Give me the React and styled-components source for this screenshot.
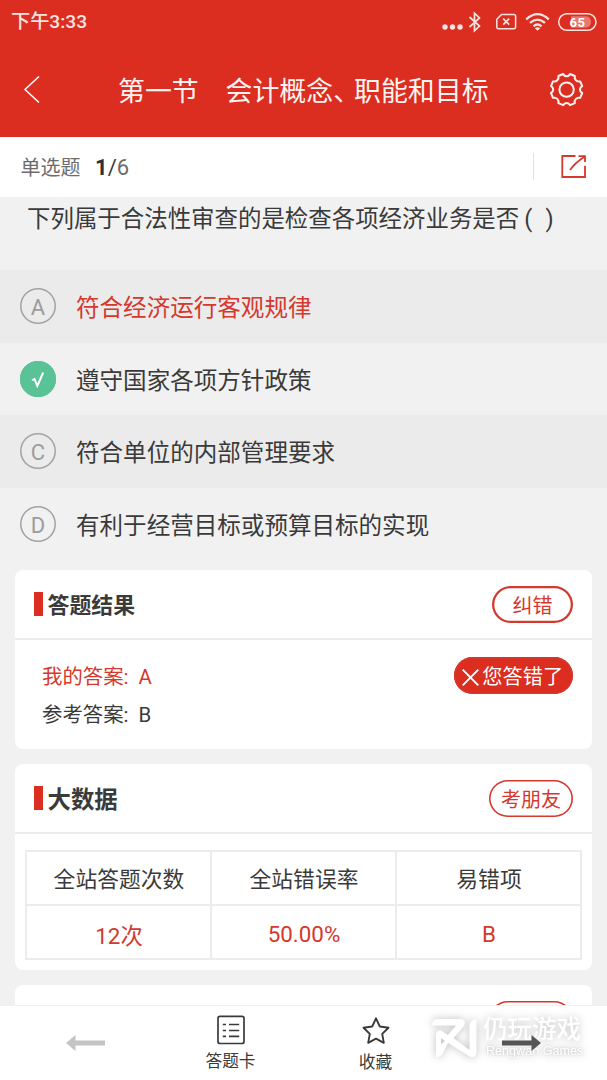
import React from 'react'
import styled, { createGlobalStyle } from 'styled-components'

const GlobalStyle = createGlobalStyle`
  * {
    box-sizing: border-box;
  }

  body {
    margin: 0;
    background: #f1f1f1;
    color: #3a3a3a;
    font-family: Roboto, "Noto Sans CJK SC", sans-serif;
  }
`

const Screen = styled.div`
  display: flex;
  flex-direction: column;
  width: 607px;
  height: 1080px;
  overflow: hidden;
`

const Header = styled.header`
  flex: none;
  height: 136.5px;
  background: #db2d20;
  color: #fff;
`

const StatusBar = styled.div`
  display: flex;
  align-items: center;
  justify-content: space-between;
  height: 43px;
  padding: 0 9px 0 11px;
`

const Time = styled.span`
  padding-top: 1px;
  font-size: 19.2px;
  line-height: 24px;
  font-weight: 500;
  color: #fbe3e1;
`

const TitleBar = styled.div`
  display: flex;
  align-items: center;
  height: 93px;
  padding: 0 22px 0 23px;
`

const Title = styled.h1`
  flex: 1;
  margin: 0 0 0 77px;
  padding-top: 4px;
  font-size: 26.9px;
  line-height: 40px;
  font-weight: 400;
  white-space: nowrap;
  color: #fff3f1;
`

const Comma = styled.span`
  margin-right: 7.5px;
  font-feature-settings: "halt";
`

const InfoBar = styled.div`
  flex: none;
  display: flex;
  align-items: center;
  height: 60px;
  padding: 0 20px 0 20.5px;
  background: #fff;
  font-size: 20px;
  color: #6c6c6c;
`

const Counter = styled.span`
  flex: 1;
  margin-left: 14.5px;
  padding-top: 1px;
  font-size: 22px;

  b {
    color: #2f2f2f;
  }

  i {
    font-style: normal;
    color: #3a3a3a;
  }
`

const Separator = styled.span`
  width: 1px;
  height: 27px;
  margin-right: 27px;
  background: #e2e2e2;
`

const Question = styled.p`
  flex: none;
  height: 73.5px;
  margin: 0;
  padding: 4px 0 0 27px;
  font-size: 23.45px;
  line-height: 36px;
  white-space: pre;
`

const Blank = styled.span`
  margin-left: 5px;
  word-spacing: 7.5px;
`

const Option = styled.div`
  flex: none;
  display: flex;
  align-items: center;
  gap: 20px;
  height: 72.6px;
  padding-left: 20px;
  background: ${props => (props.$shaded ? '#ebebeb' : '#f1f1f1')};
  color: ${props => (props.$wrong ? '#d5382c' : '#3a3a3a')};
  font-size: 23.55px;
  line-height: 36px;
`

const OptionText = styled.span`
  padding-top: 4px;
`

const Letter = styled.span`
  display: flex;
  align-items: center;
  justify-content: center;
  width: 36px;
  height: 36px;
  padding-top: ${props => (props.$right ? 0 : 3)}px;
  box-shadow: inset 0 0 0 1.5px ${props => (props.$right ? '#5ac297' : '#a3a3a3')};
  border-radius: 50%;
  background: ${props => (props.$right ? '#5ac297' : 'transparent')};
  color: #9c9c9c;
  font-size: 22px;
  line-height: 34px;
`

const Card = styled.section`
  flex: none;
  height: ${props => props.$height}px;
  margin: ${props => props.$top || 15}px 15px 0;
  border-radius: 8px;
  background: #fff;
`

const CardHead = styled.div`
  display: flex;
  align-items: center;
  height: 70px;
  padding: 0 19px;
  border-bottom: 2px solid #ececec;
`

const Mark = styled.span`
  width: 8.5px;
  height: 24px;
  margin-right: 5px;
  background: #db2d20;
`

const CardTitle = styled.h2`
  flex: 1;
  margin: 0;
  padding-top: 3.5px;
  font-size: ${props => props.$size}px;
  line-height: 34px;
  font-weight: 700;
  color: #3a3a3a;
`

const Pill = styled.span`
  display: flex;
  align-items: center;
  justify-content: center;
  gap: 3.5px;
  width: ${props => props.$width}px;
  height: 37px;
  padding: 3px ${props => (props.$filled ? 2 : 0)}px 0 0;
  box-shadow: inset 0 0 0 ${props => props.$line || 1.6}px #d5382c;
  border-radius: 19px;
  background: ${props => (props.$filled ? '#db2d20' : '#fff')};
  color: ${props => (props.$filled ? '#fff' : '#d5382c')};
  font-size: ${props => (props.$filled ? 20.2 : 20)}px;
  line-height: 30px;
  white-space: nowrap;
`

const Answers = styled.div`
  display: flex;
  justify-content: space-between;
  padding: 17px 19px 0 27px;
`

const Answer = styled.div`
  height: 38px;
  padding-top: 1px;
  color: ${props => (props.$wrong ? '#d5382c' : '#3a3a3a')};
  font-size: 20.4px;
  line-height: 38px;
  white-space: pre;
`

const Stats = styled.div`
  display: grid;
  grid-template-columns: 183px 183px 183px;
  grid-template-rows: 52px 52px;
  gap: 2px;
  width: 557px;
  margin: 16px 0 0 10px;
  padding: 2px;
  background: #ececec;
`

const Cell = styled.div`
  display: flex;
  align-items: center;
  justify-content: center;
  background: #fff;
  color: ${props => (props.$value ? '#d5382c' : '#3a3a3a')};
  font-size: ${props => (props.$value ? 22.4 : 21.8)}px;
  padding: ${props => (props.$value ? 3 : 0)}px 0 ${props => (props.$value ? 0 : 1)}px 1px;
`

const TabBar = styled.nav`
  position: fixed;
  left: 0;
  bottom: 0;
  display: grid;
  grid-template-columns: 158px 145px 145px 159px;
  width: 607px;
  height: 75px;
  border-top: 1px solid #f0f0f0;
  background: #fff;
`

const Tab = styled.div`
  display: flex;
  flex-direction: column;
  align-items: center;
  gap: ${props => props.$gap}px;
  padding-top: 9px;
  font-size: 16.7px;
  line-height: 24px;
`

const ArrowTab = styled.div`
  position: relative;
  display: flex;
  padding: 29px 0 0 ${props => props.$left}px;
`

const Watermark = styled.div`
  position: fixed;
  left: 431px;
  top: 1016px;
  display: flex;
  gap: 6px;
  color: #fff;
  filter: drop-shadow(0 0 4px rgba(0, 0, 0, 0.26));
`

const Brand = styled.div`
  display: flex;
  flex-direction: column;
  white-space: nowrap;
  font-size: 24.5px;
  line-height: 28px;
  font-weight: 500;

  small {
    padding-left: 3px;
    font-family: "Liberation Sans", sans-serif;
    font-size: 12.6px;
    line-height: 15px;
    font-weight: 400;
    text-shadow: 0 0 3px rgba(0, 0, 0, 0.22);
  }
`

const options = [
  { letter: 'A', text: '符合经济运行客观规律', wrong: true },
  { letter: 'B', text: '遵守国家各项方针政策', right: true },
  { letter: 'C', text: '符合单位的内部管理要求' },
  { letter: 'D', text: '有利于经营目标或预算目标的实现' }
]

function StatusIcons() {
  return (
    <svg width="157" height="24" viewBox="0 0 157 24" fill="none" stroke="#fbe3e1">
      <g fill="#fbe3e1" stroke="none">
        <circle cx="4" cy="17" r="2.7" />
        <circle cx="11.5" cy="17" r="2.7" />
        <circle cx="19" cy="17" r="2.7" />
      </g>
      <path d="M28.5 7L38.5 16L33.5 20.8V3.2L38.5 8L28.5 17" strokeWidth="1.7" />
      <path d="M60.5 4.5H72.8Q74.6 4.5 74.6 6.3V17Q74.6 18.7 72.8 18.7H57.6Q55.8 18.7 55.8 17V9.3Z" strokeWidth="1.5" />
      <path d="M62.2 8.6L68.2 14.6M68.2 8.6L62.2 14.6" strokeWidth="1.6" />
      <path d="M85.2 9.3Q96.5 -1 107.8 9.3M89 12.9Q96.5 6.4 104 12.9M92.5 16.3Q96.5 12.8 100.5 16.3" strokeWidth="2.3" />
      <path d="M93.8 18.3Q96.5 16.3 99.2 18.3L96.5 20.8Z" fill="#fbe3e1" stroke="none" />
      <path d="M130 6.3H144Q150 6.3 150 12T144 17.7H130Z" fill="#e8796f" stroke="none" />
      <rect x="117.7" y="3.7" width="37.3" height="16.6" rx="8.3" strokeWidth="1.5" />
      <text x="136.5" y="16.6" textAnchor="middle" fontSize="13" fontWeight="700" letterSpacing="0.6" fill="#fff" stroke="none">65</text>
    </svg>
  )
}

function BackIcon() {
  return (
    <svg width="18" height="28" viewBox="0 0 18 28" fill="none" stroke="#fff" strokeWidth="1.5">
      <path d="M16 .5L2 13.5L16 26.5" />
    </svg>
  )
}

function GearIcon() {
  return (
    <svg width="36" height="36" viewBox="0 0 36 36" fill="none" stroke="#fff3f1" strokeWidth="2" strokeLinejoin="round">
      <circle cx="17.6" cy="17.6" r="7.2" />
      <path transform="translate(-.4 -.4)" d="M14.6 2.4Q15.6 4.6 18 4.6T21.4 2.4L26.2 4.4Q25.6 7 27.3 8.7T31.6 9.8L33.6 14.6Q31.4 15.6 31.4 18T33.6 21.4L31.6 26.2Q29 25.6 27.3 27.3T26.2 31.6L21.4 33.6Q20.4 31.4 18 31.4T14.6 33.6L9.8 31.6Q10.4 29 8.7 27.3T4.4 26.2L2.4 21.4Q4.6 20.4 4.6 18T2.4 14.6L4.4 9.8Q7 10.4 8.7 8.7T9.8 4.4Z" />
    </svg>
  )
}

function ShareIcon() {
  return (
    <svg width="26" height="24" viewBox="0 0 26 24" fill="none" stroke="#d5382c" strokeWidth="1.8">
      <path d="M14.5 1H1.3V22H24V10.8M9 15Q14 8 23 2M17.5 1.2H24V7" />
    </svg>
  )
}

function ListIcon() {
  return (
    <svg width="28" height="30" viewBox="0 0 28 30" fill="none" stroke="#3a3a3a" strokeWidth="1.7">
      <rect x="1" y="1.3" width="26" height="27.2" rx="2" />
      <path d="M5.8 9.5H9M12 9.5H22.2M5.8 15.5H9M12 15.5H22.2M5.8 21.4H9M12 21.4H22.2" />
    </svg>
  )
}

function StarIcon() {
  return (
    <svg width="28" height="30" viewBox="0 0 28 30" fill="none" stroke="#3a3a3a" strokeWidth="1.9" strokeLinejoin="round">
      <path d="M14 3.3L17.8 11.5L26.5 12.7L20.2 18.9L21.8 27.8L14 23.6L6.2 27.8L7.8 18.9L1.5 12.7L10.2 11.5Z" />
    </svg>
  )
}

function Arrow({ color, flip }) {
  return (
    <svg width="39" height="16" viewBox="0 0 39 16" fill={color}>
      <path d={flip ? 'M39 8L29.5 0V5.5H0V10.5H29.5V16Z' : 'M0 8L9.5 0V5.5H39V10.5H9.5V16Z'} />
    </svg>
  )
}

function BrandMark() {
  return (
    <svg width="46" height="43" viewBox="0 0 46 43" fill="#fff">
      <path d="M1 9.5Q1 3 7 3H29Q36 3 33 10L22.5 22L38.5 34V9Q38.5 4 45.5 3.5V36Q45.5 42 39.5 41L17 27L12 37Q10 41 5 41V20Q5 14 10 14.5L17 19L25 9.5ZM10 22V28L14 25Z" fillRule="evenodd" />
    </svg>
  )
}

function App() {
  return (
    <Screen>
      <GlobalStyle />
      <Header>
        <StatusBar>
          <Time>下午3:33</Time>
          <StatusIcons />
        </StatusBar>
        <TitleBar>
          <BackIcon />
          <Title>第一节　会计概念<Comma>、</Comma>职能和目标</Title>
          <GearIcon />
        </TitleBar>
      </Header>

      <InfoBar>
        单选题
        <Counter><b>1</b><i>/</i>6</Counter>
        <Separator />
        <ShareIcon />
      </InfoBar>

      <Question>
        下列属于合法性审查的是检查各项经济业务是否<Blank>( )</Blank>
      </Question>

      {options.map((option, index) => (
        <Option key={option.letter} $shaded={index % 2 === 0} $wrong={option.wrong}>
          <Letter $right={option.right}>
            {option.right ? (
              <svg width="14" height="18" viewBox="0 0 14 18" fill="none" stroke="#fff" strokeWidth="2">
                <path d="M1 10.2L3.5 9L6.3 16L12.2 2.5" />
              </svg>
            ) : option.letter}
          </Letter>
          <OptionText>{option.text}</OptionText>
        </Option>
      ))}

      <Card $height={179} $top={10}>
        <CardHead>
          <Mark />
          <CardTitle $size={21.9}>答题结果</CardTitle>
          <Pill $width={81} $line={2.3}>纠错</Pill>
        </CardHead>
        <Answers>
          <div>
            <Answer $wrong>我的答案:  A</Answer>
            <Answer>参考答案:  B</Answer>
          </div>
          <Pill $width={119} $filled>
            <svg width="17" height="17" viewBox="0 0 17 17" stroke="#fff" strokeWidth="1.9">
              <path d="M.7 .7L16.3 16.3M16.3 .7L.7 16.3" />
            </svg>
            您答错了
          </Pill>
        </Answers>
      </Card>

      <Card $height={206}>
        <CardHead>
          <Mark />
          <CardTitle $size={23.4}>大数据</CardTitle>
          <Pill $width={84}>考朋友</Pill>
        </CardHead>
        <Stats>
          <Cell>全站答题次数</Cell>
          <Cell>全站错误率</Cell>
          <Cell>易错项</Cell>
          <Cell $value>12次</Cell>
          <Cell $value>50.00%</Cell>
          <Cell $value>B</Cell>
        </Stats>
      </Card>

      <Card $height={100}>
        <CardHead>
          <CardTitle $size={22} />
          <Pill $width={84} />
        </CardHead>
      </Card>

      <TabBar>
        <ArrowTab $left={66}><Arrow color="#c4c4c4" /></ArrowTab>
        <Tab $gap={5}><ListIcon />答题卡</Tab>
        <Tab $gap={6}><StarIcon />收藏</Tab>
        <Watermark>
          <BrandMark />
          <Brand>
            仍玩游戏
            <small>Rengwan Games</small>
          </Brand>
        </Watermark>
        <ArrowTab $left={54}><Arrow color="#555" flip /></ArrowTab>
      </TabBar>
    </Screen>
  )
}

export default App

### Task details:
Copy every line of the data that holds the string "React".

### Written reply:
Give me the React and styled-components source for this screenshot.
import React from 'react'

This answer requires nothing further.